On a more granular level, it looks as if Sinners is running a close second in most of the non-acting categories and probably has the edge in at least Cinematography and Score. That would mean a third win for Göransson (after Oppenheimer and Black Panther) and a first for Arkapaw, who is only the fourth woman to be nominated (and the first woman of colour). A win would make her the first to ever take the award.

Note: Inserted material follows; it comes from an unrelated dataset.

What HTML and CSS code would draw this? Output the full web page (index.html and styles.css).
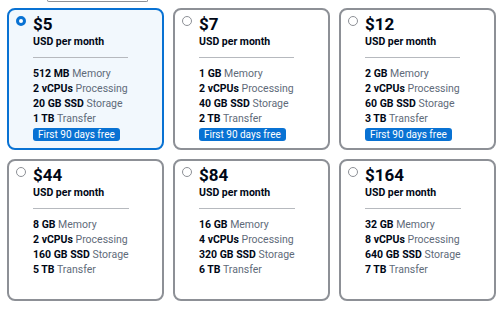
FILE: index.html
```html
<!DOCTYPE html>
<html>
  <head>
    <meta charset="utf-8">
    <title>Choose a plan</title>
    <link rel="stylesheet" href="styles.css">
  </head>
  <body>
    <div class="peek"></div>
    <div class="plans">
      <div class="plan selected">
        <span class="radio"></span>
        <div class="plan-body">
          <div class="price">$5</div>
          <div class="period">USD per month</div>
          <div class="rule"></div>
          <ul class="specs">
            <li><b>512 MB</b> Memory</li>
            <li><b>2 vCPUs</b> Processing</li>
            <li><b>20 GB SSD</b> Storage</li>
            <li><b>1 TB</b> Transfer</li>
          </ul>
          <span class="badge">First 90 days free</span>
        </div>
      </div>
      <div class="plan">
        <span class="radio"></span>
        <div class="plan-body">
          <div class="price">$7</div>
          <div class="period">USD per month</div>
          <div class="rule"></div>
          <ul class="specs">
            <li><b>1 GB</b> Memory</li>
            <li><b>2 vCPUs</b> Processing</li>
            <li><b>40 GB SSD</b> Storage</li>
            <li><b>2 TB</b> Transfer</li>
          </ul>
          <span class="badge">First 90 days free</span>
        </div>
      </div>
      <div class="plan">
        <span class="radio"></span>
        <div class="plan-body">
          <div class="price">$12</div>
          <div class="period">USD per month</div>
          <div class="rule"></div>
          <ul class="specs">
            <li><b>2 GB</b> Memory</li>
            <li><b>2 vCPUs</b> Processing</li>
            <li><b>60 GB SSD</b> Storage</li>
            <li><b>3 TB</b> Transfer</li>
          </ul>
          <span class="badge">First 90 days free</span>
        </div>
      </div>
      <div class="plan">
        <span class="radio"></span>
        <div class="plan-body">
          <div class="price">$44</div>
          <div class="period">USD per month</div>
          <div class="rule"></div>
          <ul class="specs">
            <li><b>8 GB</b> Memory</li>
            <li><b>2 vCPUs</b> Processing</li>
            <li><b>160 GB SSD</b> Storage</li>
            <li><b>5 TB</b> Transfer</li>
          </ul>
        </div>
      </div>
      <div class="plan">
        <span class="radio"></span>
        <div class="plan-body">
          <div class="price">$84</div>
          <div class="period">USD per month</div>
          <div class="rule"></div>
          <ul class="specs">
            <li><b>16 GB</b> Memory</li>
            <li><b>4 vCPUs</b> Processing</li>
            <li><b>320 GB SSD</b> Storage</li>
            <li><b>6 TB</b> Transfer</li>
          </ul>
        </div>
      </div>
      <div class="plan">
        <span class="radio"></span>
        <div class="plan-body">
          <div class="price">$164</div>
          <div class="period">USD per month</div>
          <div class="rule"></div>
          <ul class="specs">
            <li><b>32 GB</b> Memory</li>
            <li><b>8 vCPUs</b> Processing</li>
            <li><b>640 GB SSD</b> Storage</li>
            <li><b>7 TB</b> Transfer</li>
          </ul>
        </div>
      </div>
    </div>
  </body>
</html>
```

FILE: styles.css
```css
body
{
  margin: 0;
  background-color: white;
  font-family: Roboto, "Open Sans", sans-serif;
  color: #000716;
}

/* bottom edge of the control above, cut off by the window */
.peek
{
  width: 99px; height: 1px;
  margin-left: 47px;
  border: 1px solid #8d9096; border-top: none;
  border-radius: 0 0 4px 4px;
}

.plans
{
  display: grid;
  grid-template-columns: repeat(3, 157px);
  grid-auto-rows: 142px;
  gap: 9px;
  margin: 6px 0 0 7px;
}

.plan
{
  display: flex; align-items: flex-start; gap: 7px;
  box-sizing: border-box;
  padding: 4px 7px 0 7px;
  border: 2px solid #8d9096;
  border-radius: 8px;
  background: white;
}
.plan.selected { border-color: #0972d3; background: #f2f8fd; }

.radio
{
  flex: none;
  box-sizing: border-box;
  width: 10px; height: 10px;
  margin-top: 2px;
  border: 1px solid #8d9096;
  border-radius: 50%;
  background: white;
}
.selected .radio { border: 3px solid #0972d3; }

.plan-body { display: flex; flex-direction: column; align-items: flex-start; }

.price { font-size: 17px; line-height: 20px; font-weight: bold; }
.period { margin-top: 1px; font-size: 10.5px; line-height: 14px; font-weight: bold; }
.rule { align-self: stretch; margin-top: 8px; border-top: 1px solid #b6b9be; }

.specs
{
  list-style: none;
  margin: 8px 0 0 0; padding: 0;
  font-size: 10.5px; line-height: 15px;
  color: #5f6b7a;
  white-space: nowrap;
}
.specs b { color: #000716; }

.badge
{
  margin-top: 2px;
  padding: 0 5px;
  border-radius: 3px;
  background: #0972d3;
  color: white;
  font-size: 10px; line-height: 13px;
}
```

Is Sinners Really That Good?
The short answer is yes. It probably deserves even more credit for having premiered all the way back in April last year. Naturally, this is one to watch if you like stylish, sultry vampire movies (think Near Dark or From Dusk Till Dawn), but it’s a phenomenal achievement even as a period piece—there are moments in the first half of this movie that are as gorgeously detailed as anything in, say, Killers of the Flower Moon—and the music is just as good. You won’t be surprised to hear the blues tunes are on point—a constant rumble of guitar punctuated by Miles Caton’s hypnotic baritone—but the surges of heavy metal catch you off guard. And just wait till you see the two batshit song and dance numbers that Coogler drops at around the halfway point.
Come for all that, but stay for Coogler’s ideas, many of which have lingered with me since the first time I saw it. Things are being said here about the shared cultural histories of marginalised communities that you will not find in any other movie in the last 10 years—maybe ever. We wish it the best of luck.